• PROVIDED MATERIAL
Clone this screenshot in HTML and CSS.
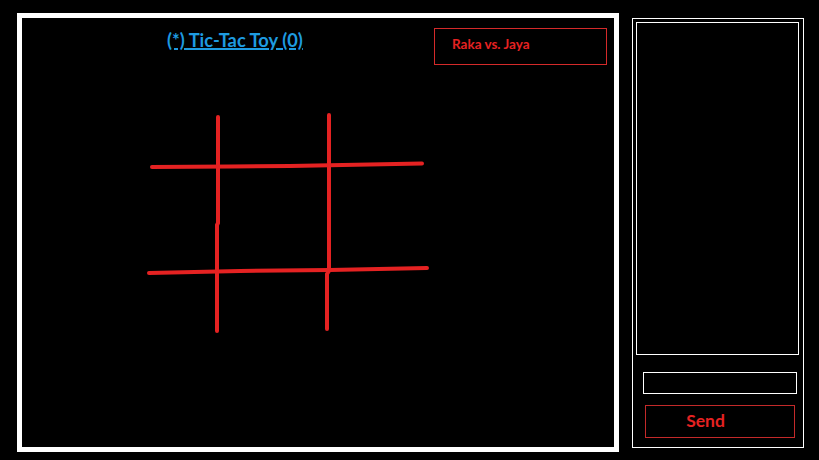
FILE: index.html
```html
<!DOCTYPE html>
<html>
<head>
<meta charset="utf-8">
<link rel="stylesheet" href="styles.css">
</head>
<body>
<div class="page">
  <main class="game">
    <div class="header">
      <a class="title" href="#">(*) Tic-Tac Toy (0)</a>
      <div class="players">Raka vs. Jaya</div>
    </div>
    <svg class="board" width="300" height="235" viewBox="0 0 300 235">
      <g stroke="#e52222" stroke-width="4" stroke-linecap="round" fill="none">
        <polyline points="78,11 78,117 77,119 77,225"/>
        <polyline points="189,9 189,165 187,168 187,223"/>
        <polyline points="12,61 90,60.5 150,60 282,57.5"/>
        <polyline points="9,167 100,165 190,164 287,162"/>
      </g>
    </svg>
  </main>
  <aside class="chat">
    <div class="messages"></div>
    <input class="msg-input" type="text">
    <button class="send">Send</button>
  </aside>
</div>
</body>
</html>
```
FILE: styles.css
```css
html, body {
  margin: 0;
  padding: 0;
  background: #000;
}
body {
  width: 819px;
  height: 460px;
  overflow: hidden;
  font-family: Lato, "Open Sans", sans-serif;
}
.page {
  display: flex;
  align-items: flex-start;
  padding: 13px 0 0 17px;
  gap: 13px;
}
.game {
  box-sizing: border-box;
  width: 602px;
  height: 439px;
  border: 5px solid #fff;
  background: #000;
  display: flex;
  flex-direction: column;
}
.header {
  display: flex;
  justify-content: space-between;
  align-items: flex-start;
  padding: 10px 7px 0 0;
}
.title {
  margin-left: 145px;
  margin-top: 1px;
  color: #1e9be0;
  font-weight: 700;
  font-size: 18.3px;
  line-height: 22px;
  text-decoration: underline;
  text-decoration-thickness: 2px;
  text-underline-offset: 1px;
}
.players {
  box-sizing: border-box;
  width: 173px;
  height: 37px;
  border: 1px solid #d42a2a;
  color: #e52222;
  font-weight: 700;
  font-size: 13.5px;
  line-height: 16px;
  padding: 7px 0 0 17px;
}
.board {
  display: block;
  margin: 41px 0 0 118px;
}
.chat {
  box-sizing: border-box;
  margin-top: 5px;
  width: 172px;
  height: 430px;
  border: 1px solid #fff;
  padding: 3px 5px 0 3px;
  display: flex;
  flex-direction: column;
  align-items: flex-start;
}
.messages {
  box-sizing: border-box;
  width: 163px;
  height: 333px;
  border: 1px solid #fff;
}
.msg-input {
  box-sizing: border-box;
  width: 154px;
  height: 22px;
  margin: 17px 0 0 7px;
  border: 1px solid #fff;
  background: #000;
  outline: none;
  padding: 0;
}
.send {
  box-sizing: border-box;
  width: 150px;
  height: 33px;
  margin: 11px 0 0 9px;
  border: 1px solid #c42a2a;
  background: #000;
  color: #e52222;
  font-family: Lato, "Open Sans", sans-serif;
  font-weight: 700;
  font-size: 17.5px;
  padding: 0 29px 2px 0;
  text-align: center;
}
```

• INSTRUCTIONS FOR THE TASK
Set every line down exactly as written, leaving each picture out.

• REPLY
Clone this screenshot in HTML and CSS.
FILE: index.html
```html
<!DOCTYPE html>
<html>
<head>
<meta charset="utf-8">
<link rel="stylesheet" href="styles.css">
</head>
<body>
<div class="page">
  <main class="game">
    <div class="header">
      <a class="title" href="#">(*) Tic-Tac Toy (0)</a>
      <div class="players">Raka vs. Jaya</div>
    </div>
    <svg class="board" width="300" height="235" viewBox="0 0 300 235">
      <g stroke="#e52222" stroke-width="4" stroke-linecap="round" fill="none">
        <polyline points="78,11 78,117 77,119 77,225"/>
        <polyline points="189,9 189,165 187,168 187,223"/>
        <polyline points="12,61 90,60.5 150,60 282,57.5"/>
        <polyline points="9,167 100,165 190,164 287,162"/>
      </g>
    </svg>
  </main>
  <aside class="chat">
    <div class="messages"></div>
    <input class="msg-input" type="text">
    <button class="send">Send</button>
  </aside>
</div>
</body>
</html>
```
FILE: styles.css
```css
html, body {
  margin: 0;
  padding: 0;
  background: #000;
}
body {
  width: 819px;
  height: 460px;
  overflow: hidden;
  font-family: Lato, "Open Sans", sans-serif;
}
.page {
  display: flex;
  align-items: flex-start;
  padding: 13px 0 0 17px;
  gap: 13px;
}
.game {
  box-sizing: border-box;
  width: 602px;
  height: 439px;
  border: 5px solid #fff;
  background: #000;
  display: flex;
  flex-direction: column;
}
.header {
  display: flex;
  justify-content: space-between;
  align-items: flex-start;
  padding: 10px 7px 0 0;
}
.title {
  margin-left: 145px;
  margin-top: 1px;
  color: #1e9be0;
  font-weight: 700;
  font-size: 18.3px;
  line-height: 22px;
  text-decoration: underline;
  text-decoration-thickness: 2px;
  text-underline-offset: 1px;
}
.players {
  box-sizing: border-box;
  width: 173px;
  height: 37px;
  border: 1px solid #d42a2a;
  color: #e52222;
  font-weight: 700;
  font-size: 13.5px;
  line-height: 16px;
  padding: 7px 0 0 17px;
}
.board {
  display: block;
  margin: 41px 0 0 118px;
}
.chat {
  box-sizing: border-box;
  margin-top: 5px;
  width: 172px;
  height: 430px;
  border: 1px solid #fff;
  padding: 3px 5px 0 3px;
  display: flex;
  flex-direction: column;
  align-items: flex-start;
}
.messages {
  box-sizing: border-box;
  width: 163px;
  height: 333px;
  border: 1px solid #fff;
}
.msg-input {
  box-sizing: border-box;
  width: 154px;
  height: 22px;
  margin: 17px 0 0 7px;
  border: 1px solid #fff;
  background: #000;
  outline: none;
  padding: 0;
}
.send {
  box-sizing: border-box;
  width: 150px;
  height: 33px;
  margin: 11px 0 0 9px;
  border: 1px solid #c42a2a;
  background: #000;
  color: #e52222;
  font-family: Lato, "Open Sans", sans-serif;
  font-weight: 700;
  font-size: 17.5px;
  padding: 0 29px 2px 0;
  text-align: center;
}
```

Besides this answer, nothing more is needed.